Turning negatives around
Guest history also enables recovery. A guest who had a bad experience gets their next reservation flagged. Management greets them personally. Extra attention is paid. A complimentary touch shows you remember and care.
That guest's story changes from "bad experience" to "bad experience they made right." Recovery informed by history is more targeted and more effective than generic apologies.
Privacy and trust
Guest data is sensitive. Handle it responsibly.
- Do not share preferences inappropriately
- Let guests see what you have stored if asked
- Allow preference deletion
- Never use data to manipulate
"We noticed you ordered champagne last time -- congratulations must be in order?" is charming. "We noticed you spent a lot last time -- want to match it?" is not. The line between thoughtful and invasive is clear. Stay on the right side.

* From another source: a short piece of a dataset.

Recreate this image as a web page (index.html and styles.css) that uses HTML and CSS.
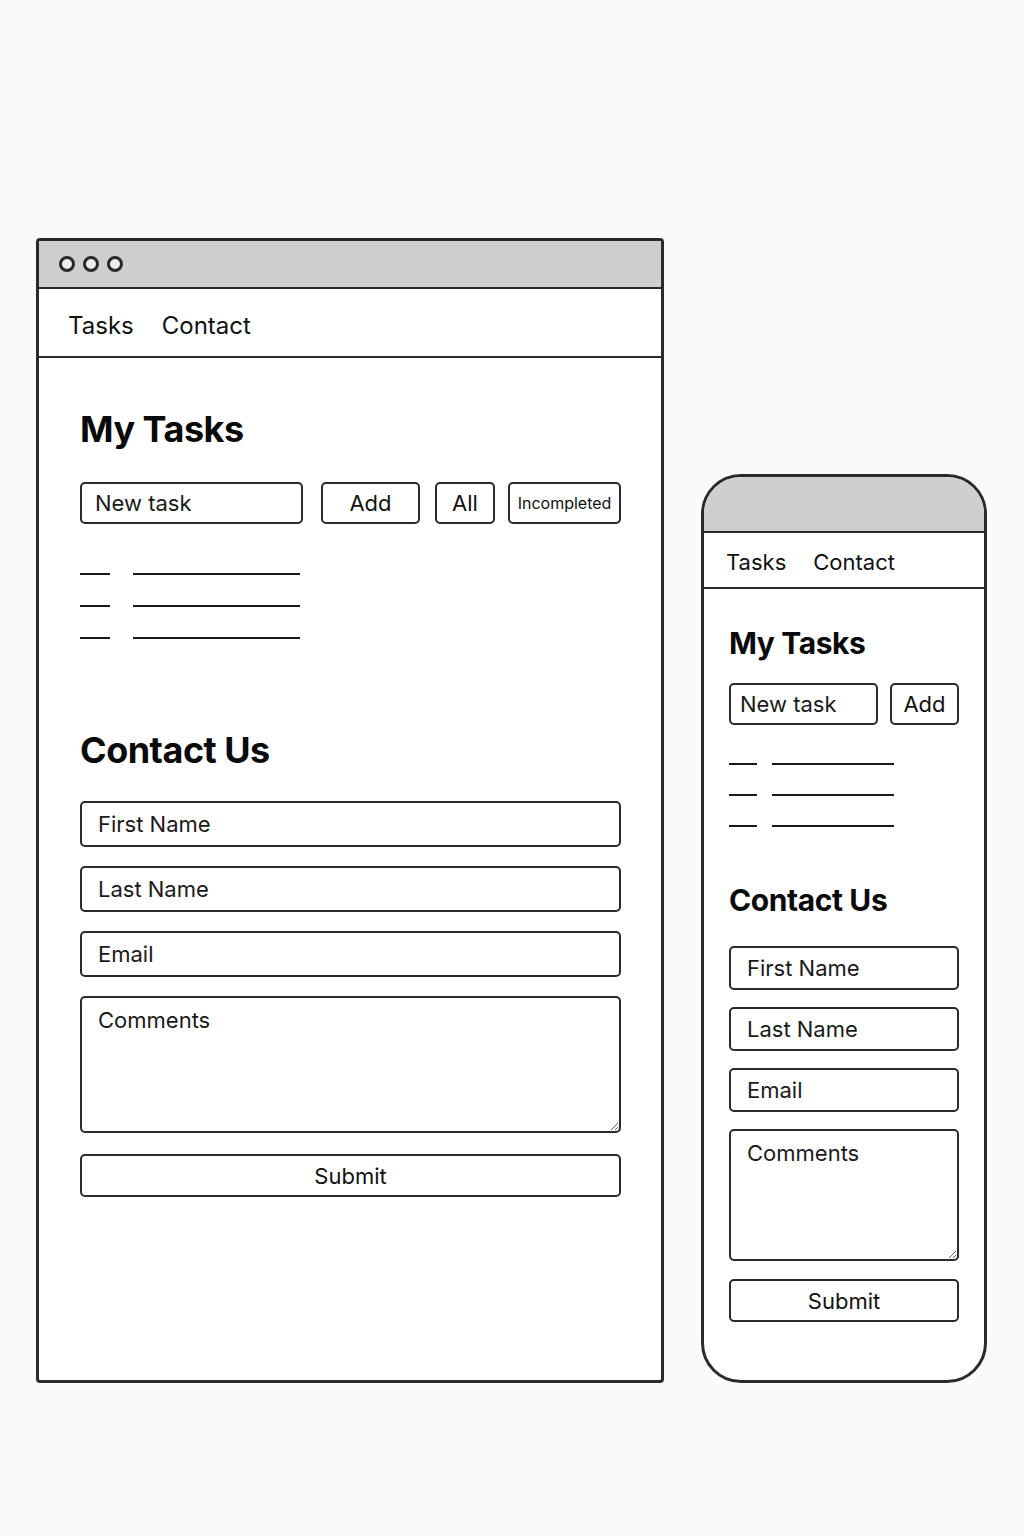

The lifetime value calculation
A regular who visits monthly with a EUR 80 average check: EUR 960 in year one. EUR 4,800 over five years. EUR 9,600 over a decade. Plus friends they bring. Plus recommendations. Plus special occasions they host at your restaurant.
One remembered preference -- their favourite table, their wine choice -- can turn a one-time visitor into that EUR 10,000 relationship.
How Nine Tables builds guest profiles
Nine Tables automatically creates and maintains guest profiles. Every booking, every visit, every note from staff accumulates in the guest record. When a returning guest books, the system surfaces their history: preferences, dietary needs, celebration dates, past visits, server notes.
The profile is visible at every touchpoint -- the booking dashboard, the floor plan view, the server's device. Information flows from booking to host to server without anyone needing to remember, relay, or transcribe.
For returning guests, the system makes personalised service the default, not the exception. The restaurant that remembers is the restaurant they return to.
Be the restaurant that remembers
In a world of generic service, remembering stands out. When a guest walks in and is greeted by name, seated at their preferred table, and served by someone who knows their allergies without asking -- they feel valued.
That feeling does not come from luck. It comes from data, systematically captured and thoughtfully surfaced. Be the restaurant that remembers. The regulars will follow.